No “Encontro com os Escritores” que marcou o lançamento do livro “O mercado da morte: conexões e realidades”, realizado no último dia 26 na Biblioteca Mário de Andrade, em São Paulo, o autor Wálter Fanganiello Maierovitch revelou ao público que a obra se trata da terceira parte de uma trilogia que aborda a criminalidade transnacional, uma criminalidade sem fronteiras que põe em xeque o Direito Internacional, que regula por meio do Direito Internacional Público as relações entre países e instituições internacionais multilaterais.

Se analisada sob um olhar panorâmico, tal trilogia lançada pela Editora Unesp, iniciada em 2010 com “Novas Tendências da Criminalidade Transnacional Mafiosa” e seguida pelo premiado “Máfia, Poder e Antimáfia”, pode ser considerada uma leitura antecipada dos sintomas que hoje vêm à tona e trazem a reboque uma crise aguda que desafia a promoção da paz, a cooperação comercial entre as nações e, em última análise, a ordem global.
“Hoje há 49 guerras em curso (no mundo) e uma propaganda de guerra muito intensa”, afirma Wálter Maierovitch. “De todo este cenário, sai uma primeira vítima, que é o Direito Internacional Público”, diz o autor, que fez carreira na magistratura de São Paulo como juiz da Vara de Execuções Penais da capital e desembargador do Tribunal de Justiça.
Amigo de longa data de Maierovitch, o ex-ministro do Superior Tribunal de Justiça (STJ) Sidnei Beneti foi convidado pelo autor a fazer parte do debate, mediado pelo jornalista Milton Yung, e fez uma análise técnica sobre a fragilidade de instrumentos existentes para se punir a criminalidade transnacional e desmontar o chamado mercado da morte.
“O Direito Internacional não age como o Direito nacional, que tem o poder de, por intermédio da decisão judicial, fazer com que as pessoas cumpram aquilo que foi determinado pela atividade jurisdicional”, diz Sidnei Beneti. “Não há um poder internacional único que execute a sanção internacional, de forma que esta é realmente mais débil e repousa, em grande parte, na moralidade internacional e na capacidade dos Estados de, individualmente, aderirem a esta sanção”, afirma o ex-ministro do STJ.
Wálter Maierovitch citou a indústria bélica e o mercado de exportação de armas, a que chamou de “exportadores de violência”, como forças que agem contra avanços de convenções e tratados internacionais como o Estatuto de Roma, que estabeleceu o Tribunal Penal Internacional (TPI), tribunal criminal sediado em Haia que pode abrir processos contra indivíduos por crimes de guerra ou crimes contra a humanidade.

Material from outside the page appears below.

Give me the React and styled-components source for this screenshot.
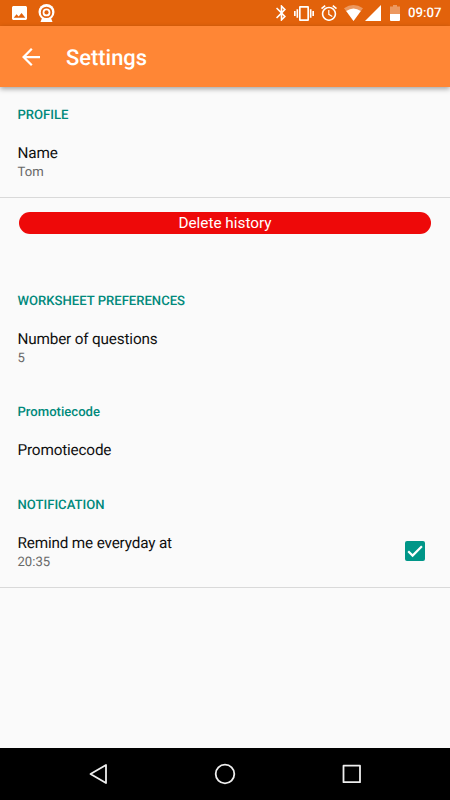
import React, { useState } from "react";
import styled, { createGlobalStyle } from "styled-components";

const App = () => {
  const [remind, setRemind] = useState(true);

  return (
    <Screen>
      <GlobalStyle />
      <StatusBar>
        <Icon width="15" height="14" box="3 3 18 18" left={12}>
          <path d="M21 19V5c0-1.1-.9-2-2-2H5c-1.1 0-2 .9-2 2v14c0 1.1.9 2 2 2h14c1.1 0 2-.9 2-2zM8.5 13.5l2.500 3.010L14.500 12l4.500 6H5l3.500-4.500z" />
        </Icon>
        <Icon width="17" height="18" box="0 0 17 18" left={10.5}>
          <path d="M4 14h9l1.500 4h-12z" />
          <circle cx="8.5" cy="8" r="8" />
          <circle cx="8.5" cy="8.4" r="4.8" fill="none" stroke="#e2620b" strokeWidth="1.8" />
          <circle cx="8.5" cy="8.4" r="2.1" fill="#e2620b" />
        </Icon>
        <Spacer />
        <Icon width="10" height="16" box="5 2 12.71 20">
          <path d="M17.710 7.710L12 2h-1v7.590L6.410 5 5 6.410 10.590 12 5 17.590 6.410 19 11 14.410V22h1l5.710-5.710-4.300-4.290 4.300-4.290zM13 5.830l1.880 1.880L13 9.590V5.830zm1.880 10.460L13 18.170v-3.760l1.880 1.880z" />
        </Icon>
        <Icon width="20" height="15" box="0 3 24 18" left={8}>
          <path d="M0 15h2V9H0v6zm3 2h2V7H3v10zm19-8v6h2V9h-2zm-3 8h2V7h-2v10zM16.500 3h-9C6.670 3 6 3.670 6 4.500v15c0 .83.67 1.500 1.500 1.500h9c.83 0 1.500-.67 1.500-1.500v-15c0-.83-.67-1.500-1.500-1.500zM16 19H8V5h8v14z" />
        </Icon>
        <Icon width="16" height="16" box="2 1.86 20 20.14" left={7}>
          <path d="M22 5.720l-4.600-3.860-1.290 1.530 4.600 3.860L22 5.720zM7.880 3.390L6.600 1.860 2 5.710l1.290 1.530 4.590-3.850zM12.500 8H11v6l4.750 2.850.75-1.230-4-2.370V8zM12 4c-4.970 0-9 4.030-9 9s4.020 9 9 9c4.970 0 9-4.030 9-9s-4.030-9-9-9zm0 16c-3.870 0-7-3.130-7-7s3.130-7 7-7 7 3.130 7 7-3.130 7-7 7z" />
        </Icon>
        <Icon width="19" height="16" box="0 0 19 16" left={7}>
          <path opacity="0.35" d="M0 3.200Q9.500-3.200 19 3.200L9.500 16z" />
          <path d="M2.200 6Q9.500 1 16.800 6L9.500 16z" />
        </Icon>
        <Icon width="16" height="16" box="0 0 16 16" left={2}>
          <path d="M0 16L16 0v16z" />
        </Icon>
        <Icon width="10" height="16" box="0 0 10 16" left={9}>
          <path opacity="0.35" d="M3 0h4v1.600h3V9H0V1.600h3z" />
          <path d="M0 9h10v6q0 1-1 1H1q-1 0-1-1z" />
        </Icon>
        <Clock>09:07</Clock>
      </StatusBar>

      <Toolbar>
        <BackButton type="button" aria-label="Back">
          <Icon width="18" height="18" box="4 4 16 16">
            <path d="M20 11H7.830l5.590-5.590L12 4l-8 8 8 8 1.410-1.410L7.830 13H20v-2z" />
          </Icon>
        </BackButton>
        <Title>Settings</Title>
      </Toolbar>

      <Content>
        <Category>PROFILE</Category>
        <Preference title="Name" summary="Tom" divider />
        <DeleteButton type="button">Delete history</DeleteButton>
        <Category>WORKSHEET PREFERENCES</Category>
        <Preference title="Number of questions" summary="5" />
        <Category>Promotiecode</Category>
        <Preference title="Promotiecode" />
        <Category>NOTIFICATION</Category>
        <Preference title="Remind me everyday at" summary="20:35" divider>
          <Checkbox
            type="button"
            role="checkbox"
            aria-label="Remind me"
            aria-checked={remind}
            $checked={remind}
            onClick={() => setRemind(!remind)}
          >
            <svg width="20" height="20" viewBox="0 0 20 20">
              <path d="M3.200 10.200L7.600 14.600L16.900 5.300" fill="none" stroke="#fff" strokeWidth="2.200" />
            </svg>
          </Checkbox>
        </Preference>
      </Content>

      <NavBar>
        <svg width="20" height="22" viewBox="0 0 20 22">
          <path d="M2.500 11L18 2v18z" />
        </svg>
        <svg width="22" height="22" viewBox="0 0 22 22">
          <circle cx="11" cy="11" r="9.3" />
        </svg>
        <svg width="20" height="22" viewBox="0 0 20 22">
          <rect x="1.5" y="2.700" width="16.5" height="16.5" />
        </svg>
      </NavBar>
    </Screen>
  );
};

const Icon = ({ width, height, box, left = 0, children }) => (
  <IconSvg
    width={width}
    height={height}
    viewBox={box}
    preserveAspectRatio="none"
    $left={left}
  >
    {children}
  </IconSvg>
);

const Preference = ({ title, summary, divider, children }) => (
  <Row $divider={divider}>
    <div>
      <RowTitle>{title}</RowTitle>
      {summary && <Summary>{summary}</Summary>}
    </div>
    {children}
  </Row>
);

const GlobalStyle = createGlobalStyle`
  * {
    box-sizing: border-box;
  }

  body {
    margin: 0;
    font-family: Roboto, sans-serif;
    text-rendering: geometricPrecision;
  }
`;

const Screen = styled.main`
  width: 450px;
  height: 800px;
  display: flex;
  flex-direction: column;
  overflow: hidden;
  background-color: #fafafa;
`;

const StatusBar = styled.header`
  height: 26px;
  display: flex;
  align-items: center;
  padding-right: 9px;
  background-color: #e2620b;
`;

const IconSvg = styled.svg`
  display: block;
  flex: none;
  margin-left: ${({ $left }) => $left}px;
  fill: #ffffff;
`;

const Spacer = styled.div`
  flex: 1;
`;

const Clock = styled.span`
  width: 33px;
  margin-left: 8px;
  padding-top: 2px;
  font-size: 13.2px;
  font-weight: 500;
  line-height: 26px;
  white-space: nowrap;
  color: #ffffff;
`;

const Toolbar = styled.div`
  height: 61px;
  flex: none;
  display: flex;
  align-items: center;
  padding: 0 22px;
  background-color: #ff8635;
  box-shadow: 0 2px 5px rgba(0, 0, 0, 0.35);
`;

const BackButton = styled.button`
  border: none;
  padding: 0;
  background: none;
`;

const Title = styled.h1`
  margin: 0 0 0 26px;
  padding-top: 4px;
  font-size: 21.9px;
  font-weight: 500;
  line-height: 26px;
  color: #ffffff;
`;

const Content = styled.section`
  flex: 1;
  display: flex;
  flex-direction: column;
`;

const Category = styled.h2`
  margin: 0;
  padding: 20px 17.5px 0;
  font-size: 13.1px;
  font-weight: 500;
  line-height: 18px;
  color: #00897b;
`;

const Row = styled.div`
  display: flex;
  justify-content: space-between;
  align-items: center;
  padding: 18px 25px ${({ $divider }) => ($divider ? 16 : 17)}px 17.5px;
  border-bottom: ${({ $divider }) => ($divider ? "1px solid #d9d9d9" : "none")};
`;

const RowTitle = styled.div`
  font-size: 15.3px;
  line-height: 20px;
  letter-spacing: -0.17px;
  color: #101010;
`;

const Summary = styled.div`
  margin-bottom: -1px;
  padding-top: 1px;
  font-size: 13.1px;
  line-height: 18px;
  color: #686868;
`;

const DeleteButton = styled.button`
  height: 22px;
  margin: 14px 19px 39px;
  border: none;
  border-radius: 11px;
  padding: 1px 0 0;
  font-family: inherit;
  font-size: 15.3px;
  line-height: 21px;
  text-align: center;
  background-color: #ee0909;
  color: #ffffff;
`;

const Checkbox = styled.button`
  width: 20px;
  height: 20px;
  margin-bottom: 3px;
  border: 2px solid ${({ $checked }) => ($checked ? "#009688" : "#757575")};
  border-radius: 2px;
  padding: 0;
  display: flex;
  align-items: center;
  justify-content: center;
  background-color: ${({ $checked }) => ($checked ? "#009688" : "transparent")};

  svg {
    flex: none;
    visibility: ${({ $checked }) => ($checked ? "visible" : "hidden")};
  }
`;

const NavBar = styled.nav`
  height: 52px;
  flex: none;
  display: flex;
  justify-content: space-between;
  align-items: center;
  padding: 0 88px;
  background-color: #000000;

  svg {
    fill: none;
    stroke: #eeeeee;
    stroke-width: 1.8;
    stroke-linejoin: round;
  }
`;

export default App;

Muitos países não subscreveram ou não ratificaram o Estatuto de Roma, o que significa que não reconhecem a jurisdição do TPI ou não são obrigados a cooperar com suas decisões.
“Veja que dirigentes importantes de países do mundo estão com dificuldades de locomoção para outros países, consequências dos julgamentos do Tribunal Penal Internacional, com toda a fragilidade que tem este tribunal por ser um tribunal internacional não dotado de sanção própria”, pondera Sidnei Beneti, lembrando que os magistrados hoje se comunicam mais e conhecem mais os problemas nacionais recíprocos.
Para o autor de “O mercado da morte: conexões e realidades”, as manifestações recentes que encheram as ruas de capitais brasileiras contra a chamada “PEC da Blindagem”, que dificultaria a aplicação de penas a parlamentares e chegou a ser aprovada pela Câmara dos Deputados, são exemplos de mobilizações da sociedade civil que podem fazer a diferença em prol de uma mudança cultural que torne o mundo menos violento.
“Sempre (está) na mão da sociedade civil reagir, exigir mudança cultural”, diz Maierovitch, interpretando o fechamento da trilogia como um chamado à cultura de paz. “É um caminho que a gente tem que construir, tem que buscar com a sociedade civil uma cultura de paz. E vale para todos os setores, não só a violência do Estado”.